Note: While you can use the F11 shortcut to create a chart. For this activity, it’s best to create the chart in the same worksheet as the data to make all the necessary modifications easier.

1. Modify the chart to look like the half-circle dial.

Right click the chart and choose Format Data Series. We’ll make two changes in the next dialog box. First, change the Angle for first slice by typing in the number 270 and pressing Enter. Next, change the doughnut Hole Size to 50%. Finally right click the wedge on the bottom and choose Format Data Series. Change the Fill to none.

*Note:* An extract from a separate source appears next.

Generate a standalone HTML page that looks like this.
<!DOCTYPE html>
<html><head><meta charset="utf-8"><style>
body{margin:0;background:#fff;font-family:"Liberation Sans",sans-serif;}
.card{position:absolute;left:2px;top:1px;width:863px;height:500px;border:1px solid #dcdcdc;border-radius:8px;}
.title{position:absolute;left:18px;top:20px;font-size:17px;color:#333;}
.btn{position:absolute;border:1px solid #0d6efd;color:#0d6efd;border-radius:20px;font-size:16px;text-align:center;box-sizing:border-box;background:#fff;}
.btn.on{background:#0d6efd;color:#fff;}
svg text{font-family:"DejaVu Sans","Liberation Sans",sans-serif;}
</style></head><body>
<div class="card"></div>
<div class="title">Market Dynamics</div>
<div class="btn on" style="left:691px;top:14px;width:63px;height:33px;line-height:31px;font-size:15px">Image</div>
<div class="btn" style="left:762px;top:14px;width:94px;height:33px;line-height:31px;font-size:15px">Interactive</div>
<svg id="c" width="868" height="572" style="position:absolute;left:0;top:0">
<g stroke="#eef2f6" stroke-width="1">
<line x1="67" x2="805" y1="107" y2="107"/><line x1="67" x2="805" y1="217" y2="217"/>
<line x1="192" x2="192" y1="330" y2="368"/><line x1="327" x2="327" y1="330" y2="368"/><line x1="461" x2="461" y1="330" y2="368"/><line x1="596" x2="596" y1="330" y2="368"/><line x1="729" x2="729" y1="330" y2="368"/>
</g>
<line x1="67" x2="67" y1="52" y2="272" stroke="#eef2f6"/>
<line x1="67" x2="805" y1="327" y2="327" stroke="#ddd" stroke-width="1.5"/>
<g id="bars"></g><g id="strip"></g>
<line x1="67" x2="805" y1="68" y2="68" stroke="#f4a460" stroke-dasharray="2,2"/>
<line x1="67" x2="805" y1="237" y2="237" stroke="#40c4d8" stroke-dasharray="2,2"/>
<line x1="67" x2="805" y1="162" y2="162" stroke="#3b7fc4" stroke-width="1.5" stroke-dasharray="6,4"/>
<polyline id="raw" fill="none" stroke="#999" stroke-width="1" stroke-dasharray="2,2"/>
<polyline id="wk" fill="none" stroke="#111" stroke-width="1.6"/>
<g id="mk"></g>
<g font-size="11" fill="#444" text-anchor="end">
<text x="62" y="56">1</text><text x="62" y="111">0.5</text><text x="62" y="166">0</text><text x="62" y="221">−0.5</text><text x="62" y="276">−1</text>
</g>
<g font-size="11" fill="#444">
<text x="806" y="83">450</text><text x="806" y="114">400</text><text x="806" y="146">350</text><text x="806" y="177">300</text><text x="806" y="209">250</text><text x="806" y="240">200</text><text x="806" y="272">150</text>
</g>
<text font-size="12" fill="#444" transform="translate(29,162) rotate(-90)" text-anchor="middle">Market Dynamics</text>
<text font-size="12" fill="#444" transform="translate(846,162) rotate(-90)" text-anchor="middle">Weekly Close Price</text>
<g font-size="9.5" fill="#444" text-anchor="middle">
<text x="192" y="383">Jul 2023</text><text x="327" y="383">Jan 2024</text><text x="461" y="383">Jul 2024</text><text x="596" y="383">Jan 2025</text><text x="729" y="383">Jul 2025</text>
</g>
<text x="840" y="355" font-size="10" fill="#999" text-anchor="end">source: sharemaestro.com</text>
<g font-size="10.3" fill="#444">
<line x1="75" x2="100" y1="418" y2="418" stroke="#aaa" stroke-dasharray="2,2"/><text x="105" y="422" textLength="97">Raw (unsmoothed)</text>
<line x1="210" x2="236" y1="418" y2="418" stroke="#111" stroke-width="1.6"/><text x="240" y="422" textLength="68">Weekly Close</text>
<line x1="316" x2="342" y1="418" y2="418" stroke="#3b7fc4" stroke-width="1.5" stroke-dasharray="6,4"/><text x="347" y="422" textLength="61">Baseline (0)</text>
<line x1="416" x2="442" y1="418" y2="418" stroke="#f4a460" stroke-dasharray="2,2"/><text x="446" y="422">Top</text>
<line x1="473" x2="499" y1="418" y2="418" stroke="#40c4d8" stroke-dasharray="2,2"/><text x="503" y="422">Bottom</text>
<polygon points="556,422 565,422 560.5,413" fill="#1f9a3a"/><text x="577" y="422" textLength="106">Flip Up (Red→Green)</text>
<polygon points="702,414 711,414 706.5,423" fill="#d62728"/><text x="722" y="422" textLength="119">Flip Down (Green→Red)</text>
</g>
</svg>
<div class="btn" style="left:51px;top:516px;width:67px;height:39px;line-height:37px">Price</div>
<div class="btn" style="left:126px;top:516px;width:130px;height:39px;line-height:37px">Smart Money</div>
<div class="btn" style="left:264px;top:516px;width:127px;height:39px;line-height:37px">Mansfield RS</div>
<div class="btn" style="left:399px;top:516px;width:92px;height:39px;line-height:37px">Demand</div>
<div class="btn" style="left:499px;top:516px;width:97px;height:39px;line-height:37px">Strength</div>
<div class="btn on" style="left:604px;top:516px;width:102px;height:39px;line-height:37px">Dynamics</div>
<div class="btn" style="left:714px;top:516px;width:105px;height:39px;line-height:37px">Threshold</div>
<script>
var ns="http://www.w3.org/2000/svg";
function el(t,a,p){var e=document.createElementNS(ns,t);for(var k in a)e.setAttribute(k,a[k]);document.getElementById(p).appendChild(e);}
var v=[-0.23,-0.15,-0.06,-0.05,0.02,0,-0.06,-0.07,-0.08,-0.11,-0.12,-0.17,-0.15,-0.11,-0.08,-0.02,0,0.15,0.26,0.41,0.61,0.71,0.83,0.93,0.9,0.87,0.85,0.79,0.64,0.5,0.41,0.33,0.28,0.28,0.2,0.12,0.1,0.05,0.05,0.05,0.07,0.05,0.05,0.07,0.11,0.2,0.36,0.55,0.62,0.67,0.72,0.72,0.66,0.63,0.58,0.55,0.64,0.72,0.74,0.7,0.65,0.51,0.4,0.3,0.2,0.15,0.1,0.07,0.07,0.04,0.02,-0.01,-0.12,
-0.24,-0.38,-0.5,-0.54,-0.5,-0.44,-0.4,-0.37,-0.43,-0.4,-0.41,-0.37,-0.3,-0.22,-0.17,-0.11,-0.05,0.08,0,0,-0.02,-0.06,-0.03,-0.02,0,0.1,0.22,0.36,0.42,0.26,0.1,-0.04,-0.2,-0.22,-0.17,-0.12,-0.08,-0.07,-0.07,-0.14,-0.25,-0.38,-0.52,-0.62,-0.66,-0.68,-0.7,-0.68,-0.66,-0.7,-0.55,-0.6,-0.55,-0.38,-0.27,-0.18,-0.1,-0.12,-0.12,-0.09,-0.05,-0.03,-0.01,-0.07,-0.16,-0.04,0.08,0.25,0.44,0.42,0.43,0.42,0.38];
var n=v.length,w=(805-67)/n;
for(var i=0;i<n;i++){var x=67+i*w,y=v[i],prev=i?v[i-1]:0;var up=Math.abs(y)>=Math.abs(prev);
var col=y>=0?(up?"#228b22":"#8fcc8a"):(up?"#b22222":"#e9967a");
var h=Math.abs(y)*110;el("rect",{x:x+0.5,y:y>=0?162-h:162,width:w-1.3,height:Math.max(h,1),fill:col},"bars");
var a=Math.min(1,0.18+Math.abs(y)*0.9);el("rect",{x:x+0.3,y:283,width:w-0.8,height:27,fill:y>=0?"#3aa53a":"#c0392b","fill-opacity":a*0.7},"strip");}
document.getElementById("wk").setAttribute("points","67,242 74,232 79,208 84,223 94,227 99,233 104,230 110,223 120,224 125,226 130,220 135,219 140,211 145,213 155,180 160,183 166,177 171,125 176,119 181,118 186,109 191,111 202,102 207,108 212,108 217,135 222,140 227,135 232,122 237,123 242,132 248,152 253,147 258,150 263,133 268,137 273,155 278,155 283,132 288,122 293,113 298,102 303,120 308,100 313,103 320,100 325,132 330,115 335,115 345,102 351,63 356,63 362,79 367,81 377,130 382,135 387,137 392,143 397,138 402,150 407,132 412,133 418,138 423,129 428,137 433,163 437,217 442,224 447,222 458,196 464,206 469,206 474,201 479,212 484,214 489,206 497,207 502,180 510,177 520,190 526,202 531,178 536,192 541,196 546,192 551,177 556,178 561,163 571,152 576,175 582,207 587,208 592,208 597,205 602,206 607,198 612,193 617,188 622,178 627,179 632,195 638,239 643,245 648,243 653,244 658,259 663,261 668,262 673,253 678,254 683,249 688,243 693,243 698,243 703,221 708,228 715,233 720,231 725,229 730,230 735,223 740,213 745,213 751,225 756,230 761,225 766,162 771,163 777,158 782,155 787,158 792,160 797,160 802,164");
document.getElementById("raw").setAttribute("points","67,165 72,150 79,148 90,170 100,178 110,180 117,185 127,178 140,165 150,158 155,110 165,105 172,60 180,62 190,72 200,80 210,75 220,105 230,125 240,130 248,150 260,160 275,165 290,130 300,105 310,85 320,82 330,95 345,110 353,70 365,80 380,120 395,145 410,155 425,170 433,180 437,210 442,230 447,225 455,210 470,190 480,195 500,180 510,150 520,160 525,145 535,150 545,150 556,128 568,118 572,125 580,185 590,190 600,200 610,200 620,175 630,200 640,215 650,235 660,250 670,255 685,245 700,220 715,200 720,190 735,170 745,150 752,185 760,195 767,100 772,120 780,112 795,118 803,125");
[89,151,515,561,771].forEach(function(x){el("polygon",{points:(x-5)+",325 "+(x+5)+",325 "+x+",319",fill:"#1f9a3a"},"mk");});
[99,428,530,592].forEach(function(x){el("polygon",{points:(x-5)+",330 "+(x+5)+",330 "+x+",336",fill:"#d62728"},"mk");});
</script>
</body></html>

1. Add needle data as a pie chart.

Right click the gauge chart you just created and choose Select Data. Click the Add button and Name the new series “Needle.” Navigate to the Series values field and select the Position, Needle and End data. Click OK out of this dialog box. The next steps vary depending upon whether you are using Excel 2010 or earlier and Excel 2013 or later.

Excel 2010 and Earlier:

• Right click the outer doughnut and choose Change Series Chart Type.
• Choose Pie.
• Right click the pie or, in the Layout tab in Excel 2010, in the first field in the ribbon, choose Series “Needle”, then Format Selection, below it.
• Change the Angle of the first slice to 270. Then, click the radio button for Secondary Axis.

Excel 2013 and Later

• Right click the pie chart and choose Change Series Chart Type.
• Choose Combo Chart.
• Change the Chart Type for the Needle series to Pie.
• Check the Secondary Axis check box.

Note: If right clicking proves tricky, click in the Chart Elements field on the Layout tab (2010) or Format tab in later versions. Then, use the Shift+F10 shortcut to show the “right click” menu.

1. Modify the pie to look like a needle.

Whether it’s obvious or not, there are 3 slices: two large ones and 1 tiny one that looks like a chart and choose Format Data Series to remove the Fill and Border. (Tip Shift F10, Right Click button). If you want to change the color of the needle, it might be best to zoom in to make sure you’re just selecting the 1 point wedge.

## Finishing Touches

As you change the value in Position, you’ll see the needle move. However, it would be helpful to see some numbers here to complete the picture. Next to the values we used for the doughnut chart, cumulative values have been entered from 0 through 180. We’ll use the non-zero values to add data labels which will be the meter positions against which we’ll view the needle. Using the Layout tab method, select Series1 (In 2013, choose the Format tab). Use the Shift+F10 shortcut or use the “right click key” on your keyboard. Choose Add Data Labels. Click the bottom (180) label and delete it. For each of the remaining labels, click the label. Then, in the Formula bar, type and “=” and the click on the appropriate meter label value. Drag them to the right places on the gauge.

The legend really doesn’t inform anything here. So, we can delete it. Let’s add or modify the Chart Title. The sample data already has chart titles. Select the words Chart Title and click into the Formula bar. Type an equal sign “=” and then click on the cell with the appropriate chart title.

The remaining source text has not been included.